▶ Direction:
Every record below should be written out exactly; pictures stay out.

▶ Stored records:
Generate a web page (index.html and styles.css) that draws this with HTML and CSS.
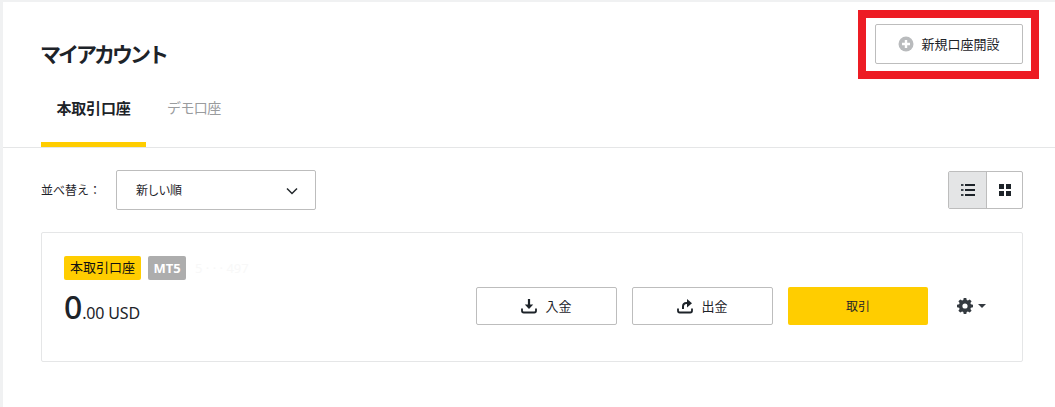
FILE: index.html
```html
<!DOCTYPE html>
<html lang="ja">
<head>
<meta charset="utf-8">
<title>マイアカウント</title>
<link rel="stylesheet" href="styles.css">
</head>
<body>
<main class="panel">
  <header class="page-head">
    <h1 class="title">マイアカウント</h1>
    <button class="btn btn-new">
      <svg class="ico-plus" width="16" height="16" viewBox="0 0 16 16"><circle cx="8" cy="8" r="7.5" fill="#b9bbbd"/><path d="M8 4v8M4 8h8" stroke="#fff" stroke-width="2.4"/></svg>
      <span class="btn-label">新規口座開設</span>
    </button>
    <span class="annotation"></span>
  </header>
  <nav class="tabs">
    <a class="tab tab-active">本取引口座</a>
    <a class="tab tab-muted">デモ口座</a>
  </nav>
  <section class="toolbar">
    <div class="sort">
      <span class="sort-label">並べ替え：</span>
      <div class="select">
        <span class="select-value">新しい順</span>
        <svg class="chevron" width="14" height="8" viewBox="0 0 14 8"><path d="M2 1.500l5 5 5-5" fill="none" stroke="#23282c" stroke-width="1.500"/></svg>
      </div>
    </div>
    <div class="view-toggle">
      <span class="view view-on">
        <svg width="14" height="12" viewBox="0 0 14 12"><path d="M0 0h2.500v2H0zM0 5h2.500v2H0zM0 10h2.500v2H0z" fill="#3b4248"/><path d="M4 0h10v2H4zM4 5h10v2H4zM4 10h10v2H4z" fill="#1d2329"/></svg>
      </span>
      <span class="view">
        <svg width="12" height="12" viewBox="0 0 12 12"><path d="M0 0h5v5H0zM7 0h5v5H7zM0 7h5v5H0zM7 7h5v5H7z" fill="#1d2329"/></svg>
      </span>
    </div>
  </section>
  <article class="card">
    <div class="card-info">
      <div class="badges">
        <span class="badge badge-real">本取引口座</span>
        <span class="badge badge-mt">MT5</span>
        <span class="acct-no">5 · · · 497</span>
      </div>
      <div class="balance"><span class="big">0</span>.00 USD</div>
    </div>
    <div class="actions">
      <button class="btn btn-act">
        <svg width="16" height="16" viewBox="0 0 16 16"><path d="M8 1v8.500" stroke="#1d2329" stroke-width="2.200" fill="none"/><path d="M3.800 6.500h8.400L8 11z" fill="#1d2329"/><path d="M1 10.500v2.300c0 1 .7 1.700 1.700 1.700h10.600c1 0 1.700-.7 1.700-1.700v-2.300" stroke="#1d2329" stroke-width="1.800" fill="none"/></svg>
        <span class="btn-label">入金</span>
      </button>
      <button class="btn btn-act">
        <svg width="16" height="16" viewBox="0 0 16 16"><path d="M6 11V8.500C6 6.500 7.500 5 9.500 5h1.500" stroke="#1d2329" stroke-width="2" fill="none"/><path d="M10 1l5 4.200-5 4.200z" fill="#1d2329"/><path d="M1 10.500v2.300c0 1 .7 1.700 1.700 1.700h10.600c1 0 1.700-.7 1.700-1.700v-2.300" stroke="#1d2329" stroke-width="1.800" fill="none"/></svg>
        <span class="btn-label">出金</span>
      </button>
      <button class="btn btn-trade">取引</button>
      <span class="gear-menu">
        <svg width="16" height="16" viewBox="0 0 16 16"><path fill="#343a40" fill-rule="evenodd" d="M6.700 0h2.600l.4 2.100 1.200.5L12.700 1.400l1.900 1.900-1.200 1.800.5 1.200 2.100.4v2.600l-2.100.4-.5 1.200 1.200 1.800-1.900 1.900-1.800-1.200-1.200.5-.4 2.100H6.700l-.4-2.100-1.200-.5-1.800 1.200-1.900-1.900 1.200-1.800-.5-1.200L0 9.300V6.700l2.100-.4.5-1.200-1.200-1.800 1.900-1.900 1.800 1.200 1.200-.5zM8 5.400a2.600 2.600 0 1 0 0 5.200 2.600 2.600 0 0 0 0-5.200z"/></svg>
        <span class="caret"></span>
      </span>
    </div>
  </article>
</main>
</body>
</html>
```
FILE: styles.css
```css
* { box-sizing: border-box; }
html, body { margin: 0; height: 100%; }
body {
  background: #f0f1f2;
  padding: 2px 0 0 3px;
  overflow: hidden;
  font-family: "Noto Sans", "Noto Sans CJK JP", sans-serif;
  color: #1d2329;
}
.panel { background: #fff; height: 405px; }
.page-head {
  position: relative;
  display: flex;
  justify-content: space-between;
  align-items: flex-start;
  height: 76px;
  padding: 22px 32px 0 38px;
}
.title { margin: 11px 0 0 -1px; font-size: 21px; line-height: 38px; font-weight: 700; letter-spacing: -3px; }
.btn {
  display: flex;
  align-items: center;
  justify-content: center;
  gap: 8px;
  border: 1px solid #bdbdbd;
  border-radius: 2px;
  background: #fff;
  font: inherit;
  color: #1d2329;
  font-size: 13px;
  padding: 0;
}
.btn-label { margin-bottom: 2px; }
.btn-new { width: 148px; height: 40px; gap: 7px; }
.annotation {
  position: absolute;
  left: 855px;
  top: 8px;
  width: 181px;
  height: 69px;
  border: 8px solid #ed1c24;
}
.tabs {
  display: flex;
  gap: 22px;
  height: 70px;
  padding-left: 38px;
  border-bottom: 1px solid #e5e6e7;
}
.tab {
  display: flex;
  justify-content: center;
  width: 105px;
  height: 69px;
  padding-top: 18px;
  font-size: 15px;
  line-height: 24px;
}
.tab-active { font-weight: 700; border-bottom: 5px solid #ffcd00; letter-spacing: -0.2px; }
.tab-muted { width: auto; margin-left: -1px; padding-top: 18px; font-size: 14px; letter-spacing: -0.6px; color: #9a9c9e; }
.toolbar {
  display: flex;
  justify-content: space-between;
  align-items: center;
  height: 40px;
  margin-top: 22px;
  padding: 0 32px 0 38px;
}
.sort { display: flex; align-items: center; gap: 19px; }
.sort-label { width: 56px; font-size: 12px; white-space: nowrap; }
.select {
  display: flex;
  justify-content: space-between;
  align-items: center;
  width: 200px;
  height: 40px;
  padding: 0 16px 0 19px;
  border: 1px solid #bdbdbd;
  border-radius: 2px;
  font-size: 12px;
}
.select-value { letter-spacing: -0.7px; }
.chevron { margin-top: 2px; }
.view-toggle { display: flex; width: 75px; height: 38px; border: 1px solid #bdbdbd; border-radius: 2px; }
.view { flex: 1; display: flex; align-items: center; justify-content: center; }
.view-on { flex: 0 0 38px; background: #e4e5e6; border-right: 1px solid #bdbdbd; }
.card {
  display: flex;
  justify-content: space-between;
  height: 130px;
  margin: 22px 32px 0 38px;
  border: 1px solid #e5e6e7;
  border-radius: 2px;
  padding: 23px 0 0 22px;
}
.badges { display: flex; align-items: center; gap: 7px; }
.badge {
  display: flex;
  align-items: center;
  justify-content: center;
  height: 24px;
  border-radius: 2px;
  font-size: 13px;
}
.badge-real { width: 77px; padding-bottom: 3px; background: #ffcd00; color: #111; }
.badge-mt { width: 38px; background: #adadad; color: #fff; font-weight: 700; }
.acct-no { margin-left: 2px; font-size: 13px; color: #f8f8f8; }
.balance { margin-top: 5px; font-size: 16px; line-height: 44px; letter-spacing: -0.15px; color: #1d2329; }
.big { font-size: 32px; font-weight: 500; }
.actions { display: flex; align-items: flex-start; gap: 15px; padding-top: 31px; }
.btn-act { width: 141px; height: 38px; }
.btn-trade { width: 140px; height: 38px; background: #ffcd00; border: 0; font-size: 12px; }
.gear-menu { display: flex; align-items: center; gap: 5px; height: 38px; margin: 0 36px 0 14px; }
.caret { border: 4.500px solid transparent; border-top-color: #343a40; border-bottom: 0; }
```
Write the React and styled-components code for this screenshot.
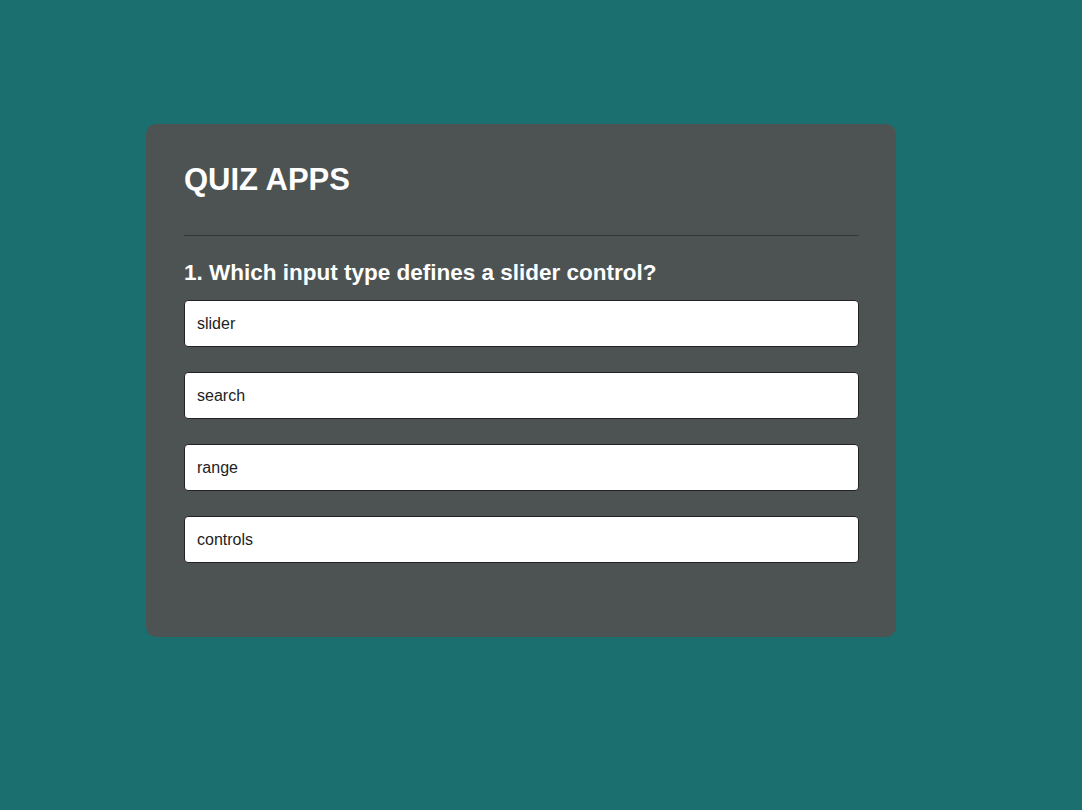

▶ Exercise output:
Generate a web page (index.html and styles.css) that draws this with HTML and CSS.
FILE: index.html
```html
<!DOCTYPE html>
<html lang="ja">
<head>
<meta charset="utf-8">
<title>マイアカウント</title>
<link rel="stylesheet" href="styles.css">
</head>
<body>
<main class="panel">
  <header class="page-head">
    <h1 class="title">マイアカウント</h1>
    <button class="btn btn-new">
      <svg class="ico-plus" width="16" height="16" viewBox="0 0 16 16"><circle cx="8" cy="8" r="7.5" fill="#b9bbbd"/><path d="M8 4v8M4 8h8" stroke="#fff" stroke-width="2.4"/></svg>
      <span class="btn-label">新規口座開設</span>
    </button>
    <span class="annotation"></span>
  </header>
  <nav class="tabs">
    <a class="tab tab-active">本取引口座</a>
    <a class="tab tab-muted">デモ口座</a>
  </nav>
  <section class="toolbar">
    <div class="sort">
      <span class="sort-label">並べ替え：</span>
      <div class="select">
        <span class="select-value">新しい順</span>
        <svg class="chevron" width="14" height="8" viewBox="0 0 14 8"><path d="M2 1.500l5 5 5-5" fill="none" stroke="#23282c" stroke-width="1.500"/></svg>
      </div>
    </div>
    <div class="view-toggle">
      <span class="view view-on">
        <svg width="14" height="12" viewBox="0 0 14 12"><path d="M0 0h2.500v2H0zM0 5h2.500v2H0zM0 10h2.500v2H0z" fill="#3b4248"/><path d="M4 0h10v2H4zM4 5h10v2H4zM4 10h10v2H4z" fill="#1d2329"/></svg>
      </span>
      <span class="view">
        <svg width="12" height="12" viewBox="0 0 12 12"><path d="M0 0h5v5H0zM7 0h5v5H7zM0 7h5v5H0zM7 7h5v5H7z" fill="#1d2329"/></svg>
      </span>
    </div>
  </section>
  <article class="card">
    <div class="card-info">
      <div class="badges">
        <span class="badge badge-real">本取引口座</span>
        <span class="badge badge-mt">MT5</span>
        <span class="acct-no">5 · · · 497</span>
      </div>
      <div class="balance"><span class="big">0</span>.00 USD</div>
    </div>
    <div class="actions">
      <button class="btn btn-act">
        <svg width="16" height="16" viewBox="0 0 16 16"><path d="M8 1v8.500" stroke="#1d2329" stroke-width="2.200" fill="none"/><path d="M3.800 6.500h8.400L8 11z" fill="#1d2329"/><path d="M1 10.500v2.300c0 1 .7 1.700 1.700 1.700h10.600c1 0 1.700-.7 1.700-1.700v-2.300" stroke="#1d2329" stroke-width="1.800" fill="none"/></svg>
        <span class="btn-label">入金</span>
      </button>
      <button class="btn btn-act">
        <svg width="16" height="16" viewBox="0 0 16 16"><path d="M6 11V8.500C6 6.500 7.500 5 9.500 5h1.500" stroke="#1d2329" stroke-width="2" fill="none"/><path d="M10 1l5 4.200-5 4.200z" fill="#1d2329"/><path d="M1 10.500v2.300c0 1 .7 1.700 1.700 1.700h10.600c1 0 1.700-.7 1.700-1.700v-2.300" stroke="#1d2329" stroke-width="1.800" fill="none"/></svg>
        <span class="btn-label">出金</span>
      </button>
      <button class="btn btn-trade">取引</button>
      <span class="gear-menu">
        <svg width="16" height="16" viewBox="0 0 16 16"><path fill="#343a40" fill-rule="evenodd" d="M6.700 0h2.600l.4 2.100 1.200.5L12.700 1.400l1.900 1.900-1.200 1.800.5 1.200 2.100.4v2.600l-2.100.4-.5 1.200 1.200 1.800-1.900 1.900-1.800-1.200-1.200.5-.4 2.100H6.700l-.4-2.100-1.200-.5-1.800 1.200-1.900-1.900 1.200-1.800-.5-1.200L0 9.300V6.700l2.100-.4.5-1.200-1.200-1.800 1.900-1.900 1.800 1.200 1.200-.5zM8 5.400a2.600 2.600 0 1 0 0 5.200 2.600 2.600 0 0 0 0-5.200z"/></svg>
        <span class="caret"></span>
      </span>
    </div>
  </article>
</main>
</body>
</html>
```
FILE: styles.css
```css
* { box-sizing: border-box; }
html, body { margin: 0; height: 100%; }
body {
  background: #f0f1f2;
  padding: 2px 0 0 3px;
  overflow: hidden;
  font-family: "Noto Sans", "Noto Sans CJK JP", sans-serif;
  color: #1d2329;
}
.panel { background: #fff; height: 405px; }
.page-head {
  position: relative;
  display: flex;
  justify-content: space-between;
  align-items: flex-start;
  height: 76px;
  padding: 22px 32px 0 38px;
}
.title { margin: 11px 0 0 -1px; font-size: 21px; line-height: 38px; font-weight: 700; letter-spacing: -3px; }
.btn {
  display: flex;
  align-items: center;
  justify-content: center;
  gap: 8px;
  border: 1px solid #bdbdbd;
  border-radius: 2px;
  background: #fff;
  font: inherit;
  color: #1d2329;
  font-size: 13px;
  padding: 0;
}
.btn-label { margin-bottom: 2px; }
.btn-new { width: 148px; height: 40px; gap: 7px; }
.annotation {
  position: absolute;
  left: 855px;
  top: 8px;
  width: 181px;
  height: 69px;
  border: 8px solid #ed1c24;
}
.tabs {
  display: flex;
  gap: 22px;
  height: 70px;
  padding-left: 38px;
  border-bottom: 1px solid #e5e6e7;
}
.tab {
  display: flex;
  justify-content: center;
  width: 105px;
  height: 69px;
  padding-top: 18px;
  font-size: 15px;
  line-height: 24px;
}
.tab-active { font-weight: 700; border-bottom: 5px solid #ffcd00; letter-spacing: -0.2px; }
.tab-muted { width: auto; margin-left: -1px; padding-top: 18px; font-size: 14px; letter-spacing: -0.6px; color: #9a9c9e; }
.toolbar {
  display: flex;
  justify-content: space-between;
  align-items: center;
  height: 40px;
  margin-top: 22px;
  padding: 0 32px 0 38px;
}
.sort { display: flex; align-items: center; gap: 19px; }
.sort-label { width: 56px; font-size: 12px; white-space: nowrap; }
.select {
  display: flex;
  justify-content: space-between;
  align-items: center;
  width: 200px;
  height: 40px;
  padding: 0 16px 0 19px;
  border: 1px solid #bdbdbd;
  border-radius: 2px;
  font-size: 12px;
}
.select-value { letter-spacing: -0.7px; }
.chevron { margin-top: 2px; }
.view-toggle { display: flex; width: 75px; height: 38px; border: 1px solid #bdbdbd; border-radius: 2px; }
.view { flex: 1; display: flex; align-items: center; justify-content: center; }
.view-on { flex: 0 0 38px; background: #e4e5e6; border-right: 1px solid #bdbdbd; }
.card {
  display: flex;
  justify-content: space-between;
  height: 130px;
  margin: 22px 32px 0 38px;
  border: 1px solid #e5e6e7;
  border-radius: 2px;
  padding: 23px 0 0 22px;
}
.badges { display: flex; align-items: center; gap: 7px; }
.badge {
  display: flex;
  align-items: center;
  justify-content: center;
  height: 24px;
  border-radius: 2px;
  font-size: 13px;
}
.badge-real { width: 77px; padding-bottom: 3px; background: #ffcd00; color: #111; }
.badge-mt { width: 38px; background: #adadad; color: #fff; font-weight: 700; }
.acct-no { margin-left: 2px; font-size: 13px; color: #f8f8f8; }
.balance { margin-top: 5px; font-size: 16px; line-height: 44px; letter-spacing: -0.15px; color: #1d2329; }
.big { font-size: 32px; font-weight: 500; }
.actions { display: flex; align-items: flex-start; gap: 15px; padding-top: 31px; }
.btn-act { width: 141px; height: 38px; }
.btn-trade { width: 140px; height: 38px; background: #ffcd00; border: 0; font-size: 12px; }
.gear-menu { display: flex; align-items: center; gap: 5px; height: 38px; margin: 0 36px 0 14px; }
.caret { border: 4.500px solid transparent; border-top-color: #343a40; border-bottom: 0; }
```
Write the React and styled-components code for this screenshot.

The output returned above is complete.